1. Perform hierarchical clustering:

- Apply hierarchical clustering to your dataset using an appropriate linkage method (e.g., complete linkage, single linkage, average linkage).
- Choose a suitable distance metric based on the nature of your data (numerical, categorical, or mixed).
- Generate the dendrogram that represents the hierarchical relationships between data points or clusters.

2. Visualize the dendrogram:

- Visualize the dendrogram and examine the structure to identify potential outliers.
- Outliers can be identified as individual data points or clusters that have long branches or are far away from other clusters.
- Look for clusters or data points that deviate significantly from others or have distinct branches.

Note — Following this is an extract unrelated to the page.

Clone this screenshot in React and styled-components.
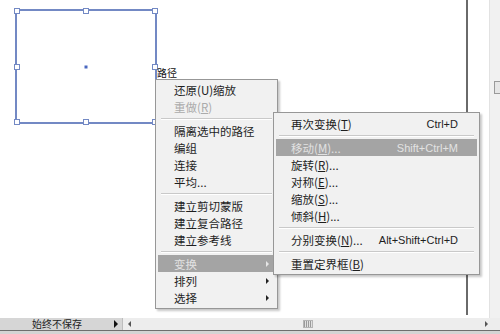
import React from 'react'
import styled, { createGlobalStyle } from 'styled-components'

const Global = createGlobalStyle`
  html, body { margin: 0; padding: 0; background: #fff; }
  body { font-family: "Noto Sans CJK SC", "Liberation Sans", sans-serif; }
`

const Page = styled.div`
  width: 500px;
  height: 334px;
  overflow: hidden;
  display: flex;
  flex-direction: column;
  background: #fff;
`

const Workspace = styled.div`
  position: relative;
  height: 318px;
  display: flex;
`

const Artboard = styled.div`
  position: relative;
  width: 466px;
  height: 315px;
  border-right: 2px solid #6a6a6a;
`

const Gutter = styled.div`
  flex: 1;
  background: #fff;
`

const RightStrip = styled.div`
  width: 10px;
  background: #f1f1f1;
  border-left: 1px solid #e2e2e2;
  display: flex;
  flex-direction: column;
  padding-top: 81px;
`

const StripBox = styled.div`
  width: 6px;
  height: 11px;
  margin-left: 4px;
  border: 1px solid #9a9a9a;
  border-right: none;
  background: #e6e6e6;
`

const Selection = styled.div`
  position: absolute;
  left: 15px;
  top: 9px;
  width: 142px;
  height: 115px;
  border: 2px solid #7389c4;
  box-sizing: border-box;
`

const Handle = styled.span`
  position: absolute;
  width: 6px;
  height: 6px;
  background: #fff;
  border: 1px solid #7389c4;
  box-sizing: border-box;
  left: ${p => p.$x}%;
  top: ${p => p.$y}%;
  transform: translate(-50%, -50%);
`

const CenterDot = styled.span`
  position: absolute;
  left: 50%;
  top: 50%;
  width: 3px;
  height: 3px;
  background: #4a68c0;
  transform: translate(-50%, -50%);
`

const PathLabel = styled.span`
  position: absolute;
  left: 157px;
  top: 66px;
  font-size: 10px;
  color: #111;
  line-height: 14px;
`

const Menu = styled.div`
  position: absolute;
  left: ${p => p.$left}px;
  top: ${p => p.$top}px;
  width: ${p => p.$width}px;
  box-sizing: border-box;
  padding: ${p => p.$pad}px 2px 2px 2px;
  background: #f1f1f1;
  border: 1px solid #979797;
  box-shadow: 2px 2px 2px rgba(0, 0, 0, 0.22);
  z-index: ${p => p.$z};
`

const Item = styled.div`
  height: 17px;
  display: flex;
  align-items: center;
  padding-left: ${p => p.$indent}px;
  padding-right: ${p => p.$right}px;
  font-size: 11.5px;
  color: ${p => (p.$disabled ? '#ababab' : p.$active ? '#e2e2e2' : '#1e1e1e')};
  background: ${p => (p.$active ? '#a4a4a4' : 'transparent')};
  white-space: nowrap;
  u { text-underline-offset: 1px; }
`

const Label = styled.span`
  flex: 1;
`

const Shortcut = styled.span`
  font-family: "Liberation Sans", "DejaVu Sans", sans-serif;
  font-size: 11px;
`

const Arrow = styled.span`
  width: 0;
  height: 0;
  border-top: 3px solid transparent;
  border-bottom: 3px solid transparent;
  border-left: 3px solid ${p => (p.$light ? '#e6e6e6' : '#222')};
`

const Separator = styled.div`
  height: 7px;
  display: flex;
  align-items: center;
  padding: 0 3px;
  &::after {
    content: '';
    flex: 1;
    height: 1px;
    background: #c9c9c9;
    box-shadow: 0 1px 0 #fff;
  }
`

const StatusBar = styled.div`
  height: 12px;
  display: flex;
  align-items: center;
  background: #ededed;
  border-bottom: 1px solid #6e6e6e;
`

const StatusBox = styled.div`
  width: 86px;
  height: 100%;
  display: flex;
  align-items: center;
  padding-left: 32px;
  padding-right: 4px;
  background: #d6d6d6;
  border-right: 1px solid #bdbdbd;
  font-size: 10px;
  color: #222;
`

const StatusText = styled.span`
  flex: 1;
  line-height: 12px;
`

const ScrollTrack = styled.div`
  flex: 1;
  height: 100%;
  display: flex;
  align-items: center;
  justify-content: space-between;
  padding: 0 12px 0 5px;
`

const Tri = styled.span`
  width: 0;
  height: 0;
  border-top: ${p => p.$s}px solid transparent;
  border-bottom: ${p => p.$s}px solid transparent;
  ${p => (p.$left ? `border-right: ${p.$s}px solid ${p.$c};` : `border-left: ${p.$s}px solid ${p.$c};`)}
`

const Grip = styled.span`
  width: 10px;
  height: 8px;
  border: 1px solid #b5b5b5;
  background: repeating-linear-gradient(90deg, #9a9a9a 0 1px, #e0e0e0 1px 2px);
  box-sizing: border-box;
`

const BottomEdge = styled.div`
  flex: 1;
  background: #d4d4d4;
`

const handles = [
  [0, 0], [50, 0], [100, 0],
  [0, 50], [100, 50],
  [0, 100], [50, 100], [100, 100],
]

const mainItems = [
  { t: <>还原(U)缩放</> },
  { t: <>重做(<u>R</u>)</>, disabled: true },
  'sep',
  { t: '隔离选中的路径' },
  { t: '编组' },
  { t: '连接' },
  { t: '平均...' },
  'sep',
  { t: '建立剪切蒙版' },
  { t: '建立复合路径' },
  { t: '建立参考线' },
  'sep',
  { t: '变换', sub: true, active: true },
  { t: '排列', sub: true },
  { t: '选择', sub: true },
]

const subItems = [
  { t: <>再次变换(<u>T</u>)</>, k: 'Ctrl+D' },
  'sep',
  { t: <>移动(<u>M</u>)...</>, k: 'Shift+Ctrl+M', active: true },
  { t: <>旋转(<u>R</u>)...</> },
  { t: <>对称(<u>E</u>)...</> },
  { t: <>缩放(<u>S</u>)...</> },
  { t: <>倾斜(<u>H</u>)...</> },
  'sep',
  { t: <>分别变换(<u>N</u>)...</>, k: 'Alt+Shift+Ctrl+D' },
  'sep',
  { t: <>重置定界框(<u>B</u>)</> },
]

function MenuList({ items, indent, right }) {
  return items.map((it, i) =>
    it === 'sep' ? (
      <Separator key={i} />
    ) : (
      <Item key={i} $indent={indent} $right={right} $disabled={it.disabled} $active={it.active}>
        <Label>{it.t}</Label>
        {it.k && <Shortcut>{it.k}</Shortcut>}
        {it.sub && <Arrow $light={it.active} />}
      </Item>
    )
  )
}

export default function App() {
  return (
    <Page>
      <Global />
      <Workspace>
        <Artboard>
          <Selection>
            {handles.map(([x, y], i) => (
              <Handle key={i} $x={x} $y={y} />
            ))}
            <CenterDot />
          </Selection>
          <PathLabel>路径</PathLabel>
        </Artboard>
        <Gutter />
        <RightStrip>
          <StripBox />
        </RightStrip>

        <Menu $left={155} $top={79} $width={123} $pad={1} $z={1}>
          <MenuList items={mainItems} indent={16} right={6} />
        </Menu>
        <Menu $left={273} $top={112} $width={207} $pad={2} $z={2}>
          <MenuList items={subItems} indent={15} right={19} />
        </Menu>
      </Workspace>
      <StatusBar>
        <StatusBox>
          <StatusText>始终不保存</StatusText>
          <Tri $s={4} $c="#111" />
        </StatusBox>
        <ScrollTrack>
          <Tri $s={3} $c="#555" $left />
          <Grip />
          <Tri $s={3} $c="#555" />
        </ScrollTrack>
      </StatusBar>
      <BottomEdge />
    </Page>
  )
}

3. Determine outlier thresholds:

- Determine a suitable threshold or criteria to classify data points as outliers.
- This can be based on the lengths of branches in the dendrogram, the heights at which clusters merge, or the dissimilarity measures.
- The threshold can be determined based on expert knowledge, statistical analysis, or using domain-specific criteria.

4. Identify outliers:

- Apply the determined threshold to classify data points as outliers.
- Data points that fall beyond the threshold can be considered as outliers or anomalies.
- You can extract the outlier data points or mark them for further analysis or treatment.

5. Validate and refine:

- Validate the identified outliers using additional techniques or domain knowledge.
- Refine the threshold or criteria if necessary, considering the specific context of the problem.
- It's important to ensure that the identified outliers are indeed anomalous and not just a result of natural data variation.

### It's worth noting that the effectiveness of hierarchical clustering for outlier detection depends on the characteristics of the data and the specific clustering approach used. Other outlier detection techniques, such as density-based methods or statistical approaches, may be more appropriate in certain scenarios. It's always recommended to apply multiple outlier detection techniques and validate the results to ensure accurate identification of anomalies in the data.